The rest of the day was spent watching the TV in silence, and listening to our military's planes outside.
The 11th happened to fall on a stupid anniversary with my college boyfriend, and he thought it was a good idea to just get out for a bit, anyways. We went to a restaurant in town where they wouldn't serve us because he was 'muslim'. (He was muslim - in the sense that I am Catholic, which is to say ish at best. And not that it matters, but he didn't look middle eastern at all - he looked like a mixed person, which he was, so I don't even know to this day how they put that together). We didn't make a stink about it because horrible on top of horrible was too much to deal with, and we suddenly lost our appetites anyways. They did write a story about it in the school paper though, a few weeks later.
In the weeks that passed I remember reading about a man who spent 3 days searching for his wife in the Pentagon wreckage without stopping to sleep. I remember SNL coming back on and Lorne Michaels asking if it was okay to be funny, and mayor Giuliani saying "why start now?". I can't remember if we were hearing them directly yet or just hearing about them - but I remember learning of the phone calls people made from the planes. I remember thinking how strange it was that all the fictitious TV shows that took place in NY or DC didn't acknowledge it at all. I remember thinking about growing up close to Dulles airport, the millions of times I had taken a flight from there to L.A., and thinking the likelihood of me not having taken flight 77 at some point was pretty slim. I remember being scared for my Dad in an entirely new and permanent way.

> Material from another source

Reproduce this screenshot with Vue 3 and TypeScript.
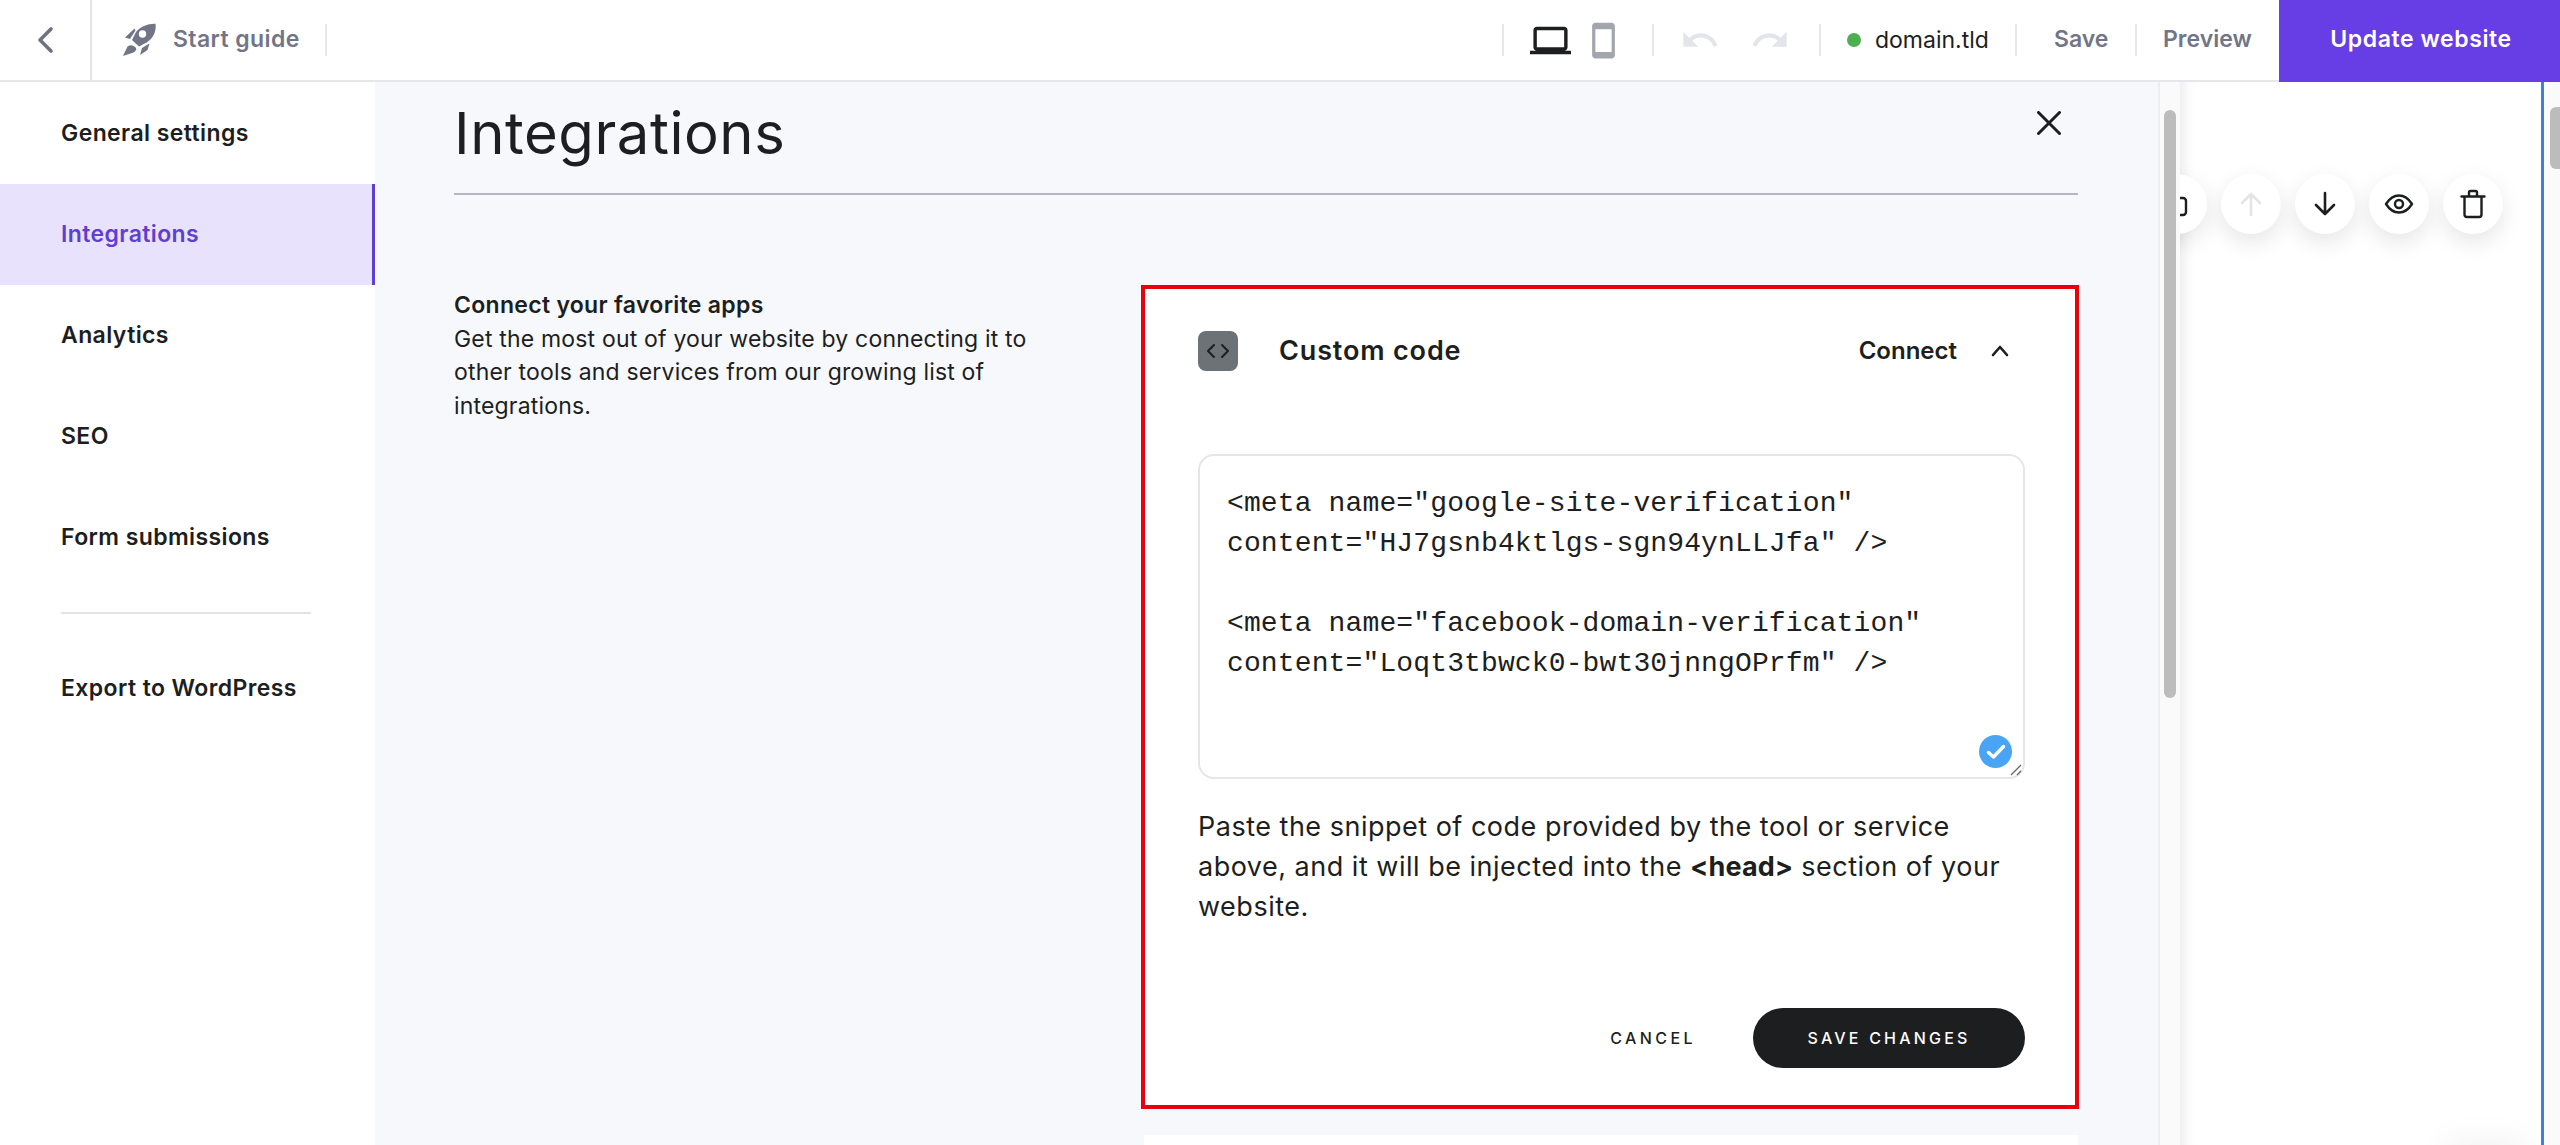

Even though you know me well enough by now to know that I try to keep things light and airy, every year I make sure to watch a special, read a story, do something to stare at it. Others would think this is macabre and to remember people for the lives they led. But I'm one of those people if there's a viewing before a funeral, I go to the viewing. I need to see to believe, I need to face down the awful in order to accept it.
But tomorrow I'll go back to dancing bear.